Pope Francis prayed for teachers and students who are trying to adapt and to do their work online during the Covid-19 pandemic.
“Let us pray today for teachers who have to work so hard in order to do lessons on the internet and other media,” the pope said today, 24th April, at the beginning of his early morning Mass.
“Let us also pray for students who have to take their exams in a way they are not used to,” he said.
In his homily at the Mass, which was livestreamed from the chapel of his residence, Pope Francis looked at how Jesus was always teaching his apostles to be servants who are never afraid to be close to the people and to give them concrete assistance.
“Jesus loved being in the middle of the crowd” because, in addition to being the best way to serve them, it was “a symbol of the universality of redemption,” the pope said.

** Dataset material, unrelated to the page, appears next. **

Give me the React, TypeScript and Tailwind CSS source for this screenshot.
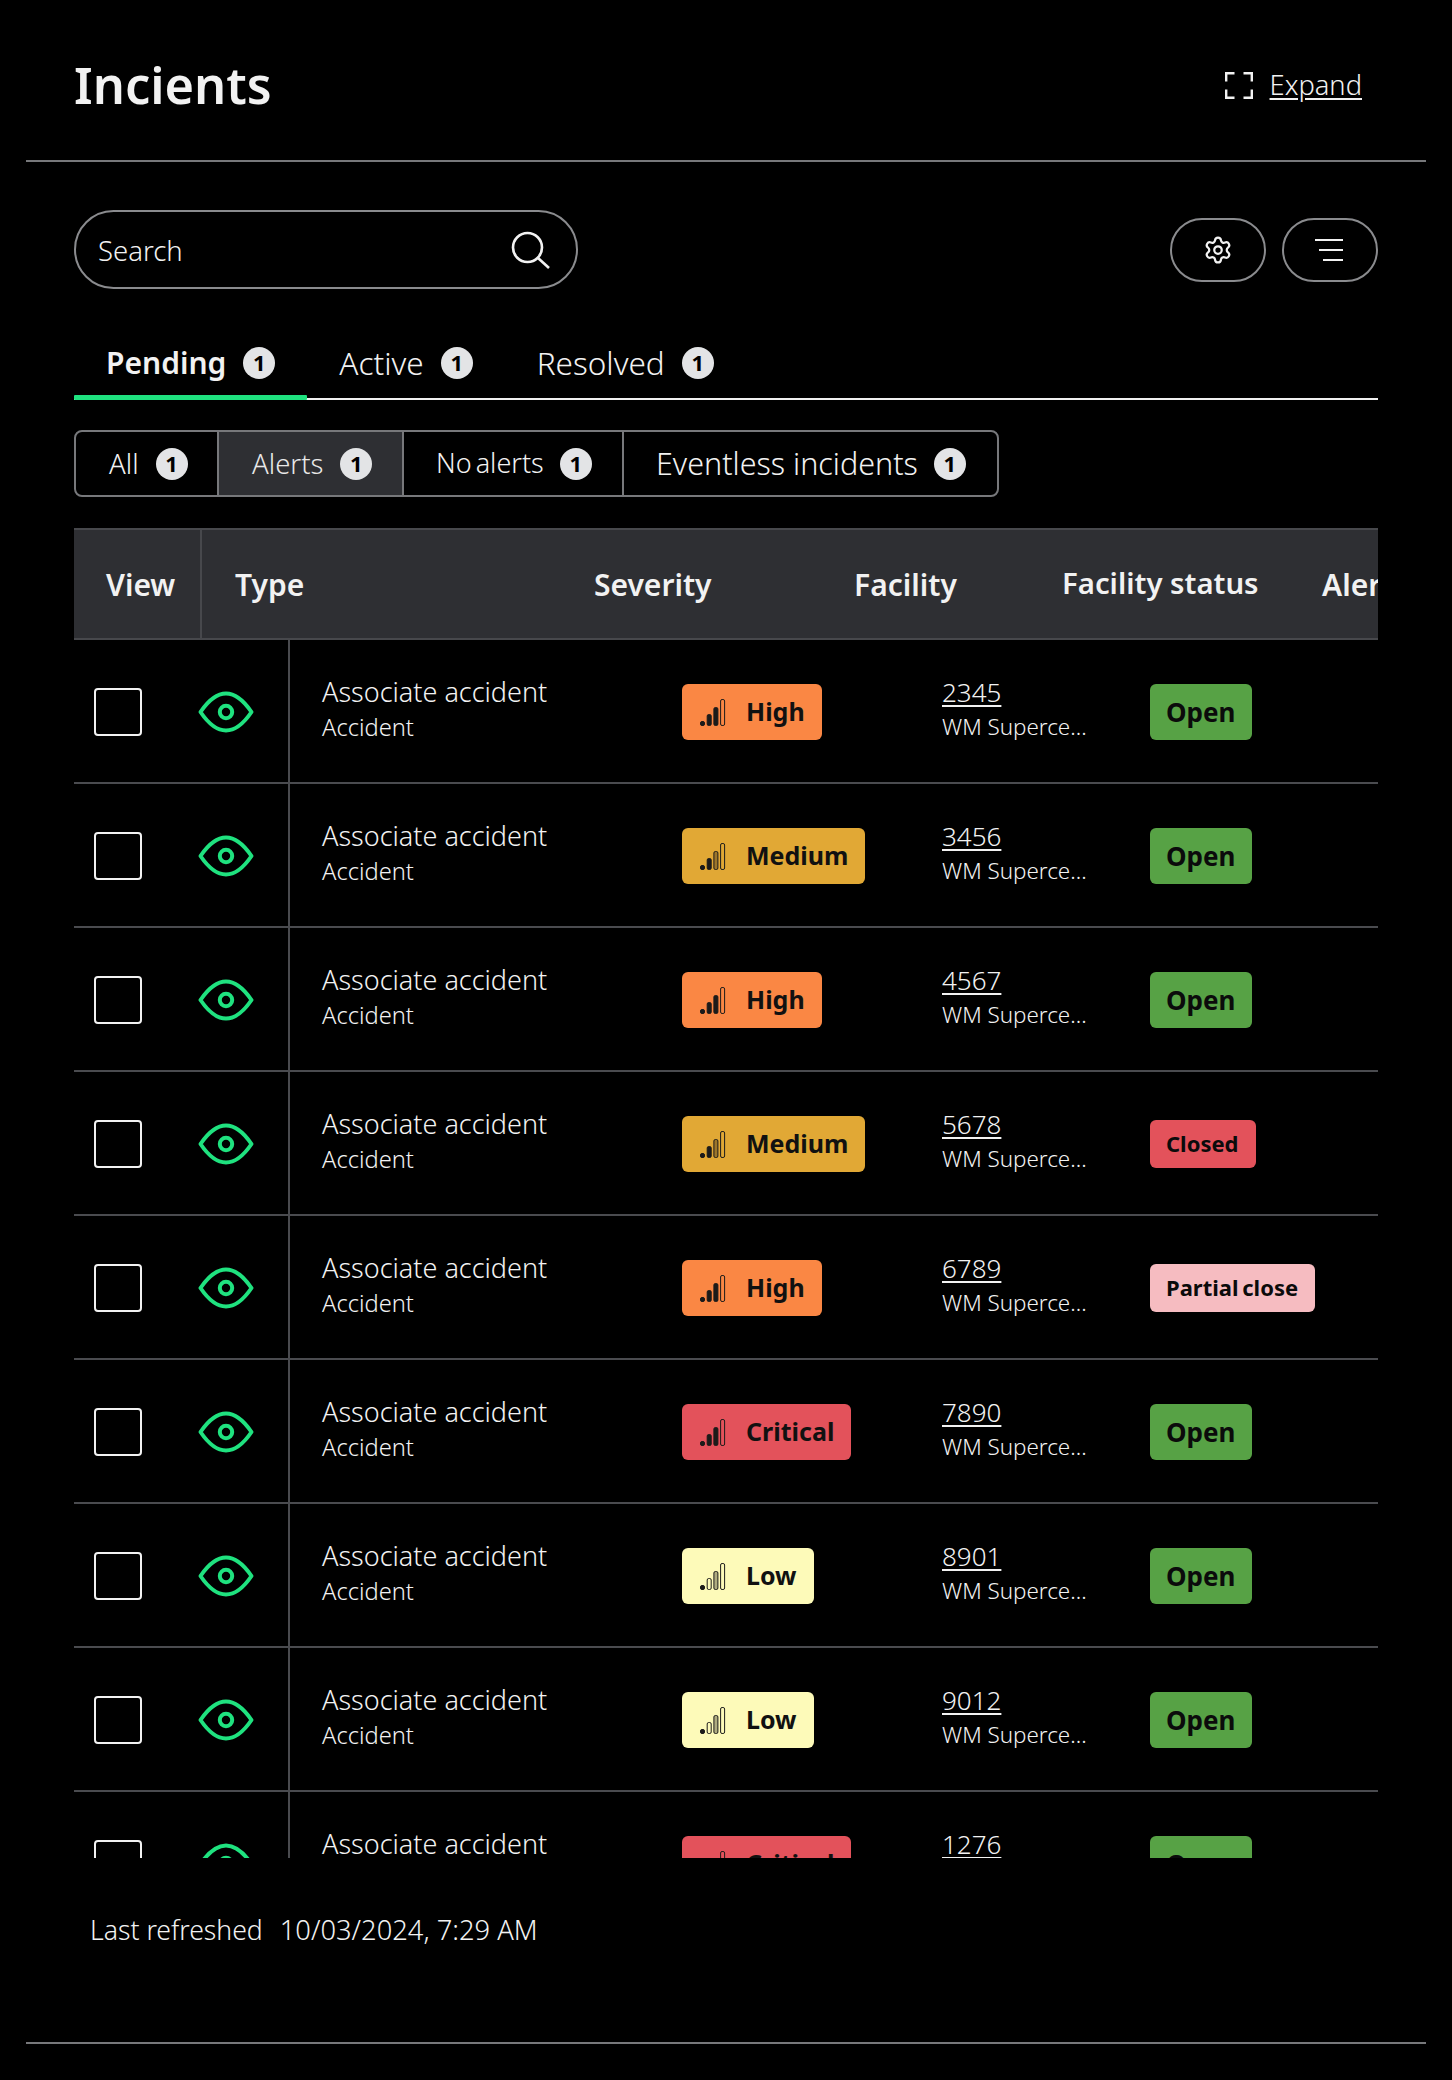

But the crowd was “one of the bigger things the apostles did not like,” he said, because they wanted to be “close to the Lord, to hear the Lord, to hear everything the Lord said.”
The apostles’ attitude was understandable, he said, because “they were chosen and they felt a bit (like) a privileged few, a privileged class, an ‘aristocracy,’ let’s say, close to the Lord and the Lord did things to correct them so many times.”
For example, he said, when Jesus got angry with the disciples who were trying to turn the children away from him for fear of them being a nuisance or the time on the road to Jericho when the beggar was told to be silent, but Jesus wanted him to be brought near.
Jesus was always teaching and showing his disciples to be close to the people of God, the pope said.
Picture: Pope Francis delivers the homily as he celebrates Mass in the chapel of the Domus Sanctae Marthae at the Vatican on 24th April 2020. The pope began the Mass praying for teachers and students who have had to adapt to working online during the Covid-19 pandemic. (CNS photo/Vatican Media).